Records from a collection:

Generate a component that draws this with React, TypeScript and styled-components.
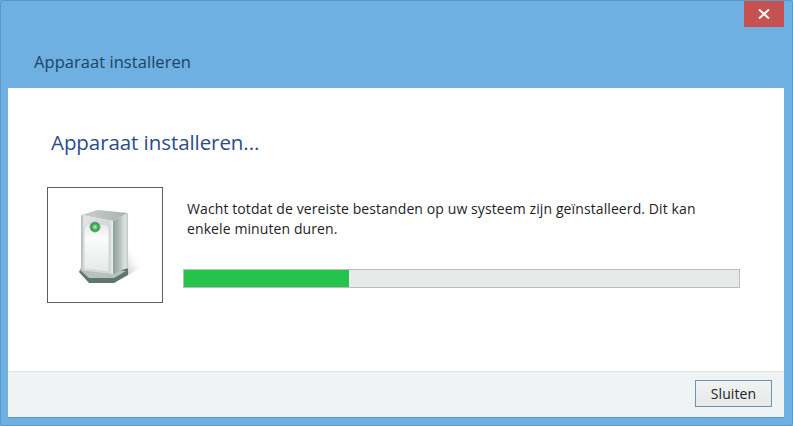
import styled, { createGlobalStyle } from "styled-components";

const GlobalStyle = createGlobalStyle`
  html, body {
    margin: 0;
    padding: 0;
    background: #6fb0e2;
  }
`;

const Window = styled.div`
  box-sizing: border-box;
  width: 793px;
  height: 426px;
  display: flex;
  flex-direction: column;
  background: #6fb0e2;
  border: 1px solid #5b97c9;
  border-radius: 3px;
  font-family: "Open Sans", "Noto Sans", sans-serif;
  overflow: hidden;
`;

const TitleBar = styled.header`
  height: 87px;
  flex: none;
  display: flex;
  justify-content: space-between;
  align-items: flex-start;
  padding: 0 8px 0 33px;
`;

const WindowTitle = styled.h1`
  margin: 49px 0 0;
  font-size: 16.5px;
  line-height: 24px;
  font-weight: 400;
  letter-spacing: 0.05px;
  color: #1d4460;
`;

const CloseButton = styled.button`
  width: 40px;
  height: 26px;
  padding: 0;
  border: 0;
  display: flex;
  align-items: center;
  justify-content: center;
  background: #c75050;
`;

const Panel = styled.main`
  flex: 1;
  margin: 0 8px 8px 7px;
  display: flex;
  flex-direction: column;
  background: #ffffff;
  box-shadow: 0 1px 0 #5b97c9;
`;

const Content = styled.section`
  flex: 1;
  padding: 38px 44px 0 39px;
`;

const Heading = styled.h2`
  margin: 0 0 29px 4px;
  font-size: 20.5px;
  line-height: 32px;
  font-weight: 400;
  letter-spacing: -0.07px;
  color: #2b4b8c;
`;

const InstallRow = styled.div`
  display: flex;
  align-items: flex-start;
  gap: 20px;
`;

const DeviceFrame = styled.div`
  box-sizing: border-box;
  width: 116px;
  height: 116px;
  flex: none;
  display: flex;
  border: 1px solid #5a5f60;
`;

const Details = styled.div`
  flex: 1;
  padding-top: 12px;
`;

const Message = styled.p`
  margin: 0 0 30px 4px;
  font-size: 14px;
  line-height: 20px;
  letter-spacing: 0.1px;
  white-space: nowrap;
  color: #1c2326;
`;

const ProgressTrack = styled.div`
  box-sizing: border-box;
  height: 19px;
  background: #e6eae8;
  border: 1px solid #b9bebc;
`;

const ProgressFill = styled.div`
  height: 100%;
  background: #25c34c;
`;

const Footer = styled.footer`
  box-sizing: border-box;
  height: 46px;
  flex: none;
  display: flex;
  justify-content: flex-end;
  align-items: flex-start;
  padding: 8px 12px 0 0;
  background: #f0f3f3;
  border-top: 1px solid #dfe6e6;
`;

const DialogButton = styled.button`
  box-sizing: border-box;
  width: 77px;
  height: 27px;
  padding: 0;
  background: linear-gradient(#f1f3f3, #e6e9e7);
  border: 1px solid #6d94b5;
  font-family: inherit;
  font-size: 14px;
  letter-spacing: 0.1px;
  color: #1c2326;
`;

const CloseIcon = () => (
  <svg width="12" height="10" viewBox="0 0 12 10">
    <path d="M1 0.5 L11 9.5 M11 0.5 L1 9.5" stroke="#ffffff" strokeWidth="2" fill="none" />
  </svg>
);

const DeviceIcon = () => (
  <svg width="114" height="114" viewBox="0 0 114 114">
    <defs>
      <linearGradient id="top" x1="0" y1="0" x2="1" y2="0">
        <stop offset="0" stopColor="#c9cfcd" />
        <stop offset="1" stopColor="#a9b3af" />
      </linearGradient>
      <linearGradient id="front" x1="0" y1="0" x2="1" y2="0">
        <stop offset="0" stopColor="#aeb6b3" />
        <stop offset="0.1" stopColor="#e2e5e4" />
        <stop offset="0.9" stopColor="#d4d8d7" />
        <stop offset="1" stopColor="#eef0ef" />
      </linearGradient>
      <linearGradient id="side" x1="0" y1="0" x2="1" y2="0">
        <stop offset="0" stopColor="#8f9f99" />
        <stop offset="0.45" stopColor="#b4c0bb" />
        <stop offset="0.8" stopColor="#dde3e0" />
        <stop offset="1" stopColor="#c2cac7" />
      </linearGradient>
      <linearGradient id="panel" x1="0" y1="0" x2="0" y2="1">
        <stop offset="0" stopColor="#e3e7e7" />
        <stop offset="0.3" stopColor="#fbfcfc" />
        <stop offset="1" stopColor="#e6e9e8" />
      </linearGradient>
      <radialGradient id="led">
        <stop offset="0" stopColor="#c4f5b4" />
        <stop offset="0.5" stopColor="#4fc257" />
        <stop offset="1" stopColor="#1f7a3e" />
      </radialGradient>
      <linearGradient id="shadow" x1="0" y1="1" x2="1" y2="0">
        <stop offset="0" stopColor="#a6aeac" stopOpacity="0.6" />
        <stop offset="0.7" stopColor="#ffffff" stopOpacity="0" />
      </linearGradient>
    </defs>
    <path d="M80 60 L96 78 L80 87 Z" fill="url(#shadow)" />
    <path d="M31 84 L41 95 L66 95 L80 87 L80 80 L66 84 L33 80 Z" fill="#5f7570" />
    <path d="M32 82 L41 90 L66 90 L78 83 L66 82 L34 79 Z" fill="#b7c2be" />
    <path d="M33 27 L50 22 L80 25 L65 33 Z" fill="url(#top)" />
    <path d="M33 27 L65 33 L65 86 L33 82 Z" fill="url(#front)" />
    <path d="M65 33 L80 25 L80 79 L66 86 L65 86 Z" fill="url(#side)" />
    <path d="M36 42 Q36 35 43 35 L55 36 Q61 36 61 42 L61 84 L36 81 Z" fill="url(#panel)" stroke="#c6cbca" strokeWidth="0.6" />
    <circle cx="47" cy="39" r="5" fill="url(#led)" stroke="#8aa692" strokeWidth="1" />
  </svg>
);

const App = () => {
  return (
    <>
      <GlobalStyle />
      <Window>
        <TitleBar>
          <WindowTitle>Apparaat installeren</WindowTitle>
          <CloseButton aria-label="Sluiten">
            <CloseIcon />
          </CloseButton>
        </TitleBar>
        <Panel>
          <Content>
            <Heading>Apparaat installeren...</Heading>
            <InstallRow>
              <DeviceFrame>
                <DeviceIcon />
              </DeviceFrame>
              <Details>
                <Message>
                  Wacht totdat de vereiste bestanden op uw systeem zijn geïnstalleerd. Dit kan
                  <br />
                  enkele minuten duren.
                </Message>
                <ProgressTrack>
                  <ProgressFill style={{ width: "29.7%" }} />
                </ProgressTrack>
              </Details>
            </InstallRow>
          </Content>
          <Footer>
            <DialogButton>Sluiten</DialogButton>
          </Footer>
        </Panel>
      </Window>
    </>
  );
};

export default App;
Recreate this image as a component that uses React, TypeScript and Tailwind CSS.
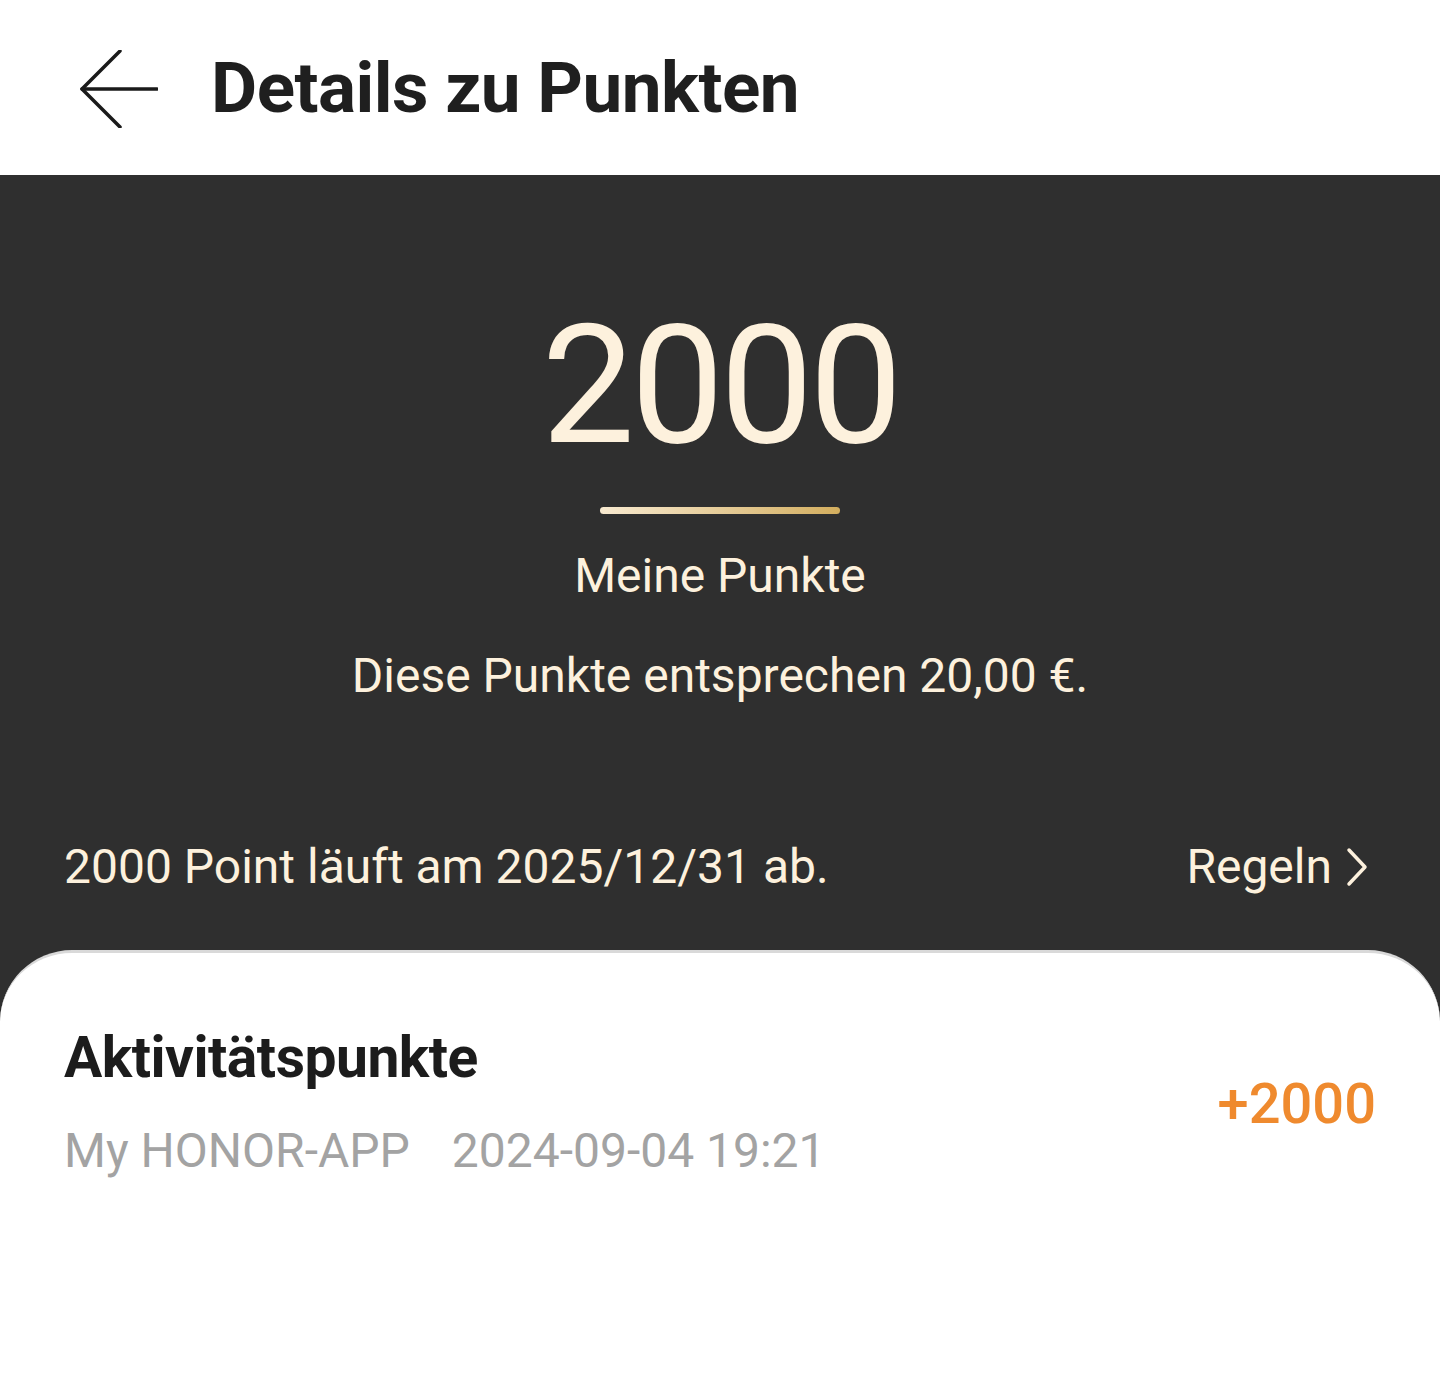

### Problem description
In the material above, show every line where the word "components" turns up.

### Result for this exercise
Generate a component that draws this with React, TypeScript and styled-components.
import styled, { createGlobalStyle } from "styled-components";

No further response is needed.